The big risks we face everyday online are strictly connected to the capitalist economic model we live in. Many scholars are now talking about these years as the era of the digital surveillance economy. At the heart of this is a new form of business model that is predicated on the acquisition and consolidation of very large volumes of personal data, and its exploitation to target advertisements, manipulate consumer behaviour, and price goods and services at the highest level that each individual is willing to bear. In the words of the model’s architects, users are ‘bribed’ and ‘induced’ to make their data available at minimal cost to marketers. The digital surveillance economy harbours serious threats to the interests of individuals, societies and political systems.
Some key concepts we need to keep in mind when we consider this issue are:
- Data acquisition and exploitation. Data does not naturally exist; it rather emerges from a process of abstraction. We call “datafication” the process of transformation of social action into online, quantified data, allowing for real time tracking and analysis. Datafication combines two main processes: the transformation of human life into data through processes of quantification; and the generation of different kinds of value from data.

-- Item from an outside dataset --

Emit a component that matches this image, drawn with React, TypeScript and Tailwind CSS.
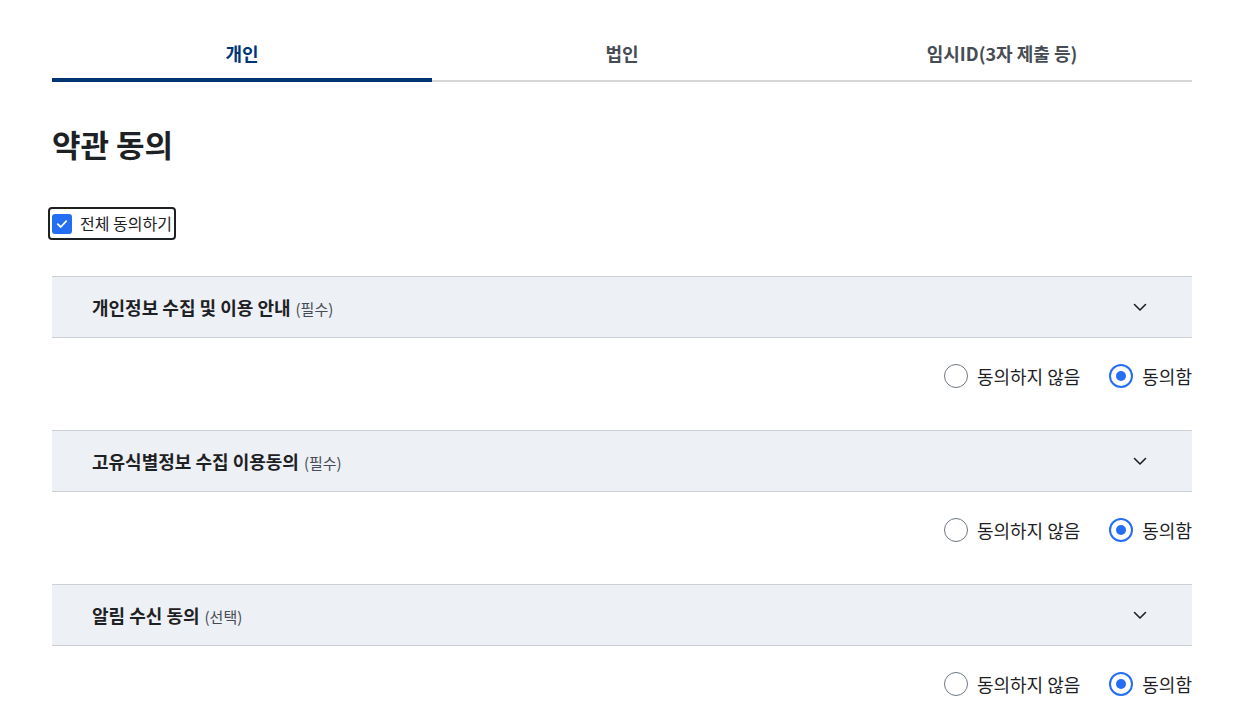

- Tracking. When you visit a website, tiny tracking files watch what you do online, and develop a profile of your behaviour. Often, a tracking company sells this information directly to advertisers. Advertisers buy ad space from websites at auctions. Some sell your data on an exchange which can combine it with other sources of personal data to be sold to advertisers looking for consumers like you.
- Surveillance. Internet surveillance is the monitoring of online behavior, activities, or other changing information. It mostly refers to the observation of individuals or groups by governmental organizations. Thanks to new technologies like biometric softwares, governments now possess an unprecedented ability to monitor the activities of their subjects.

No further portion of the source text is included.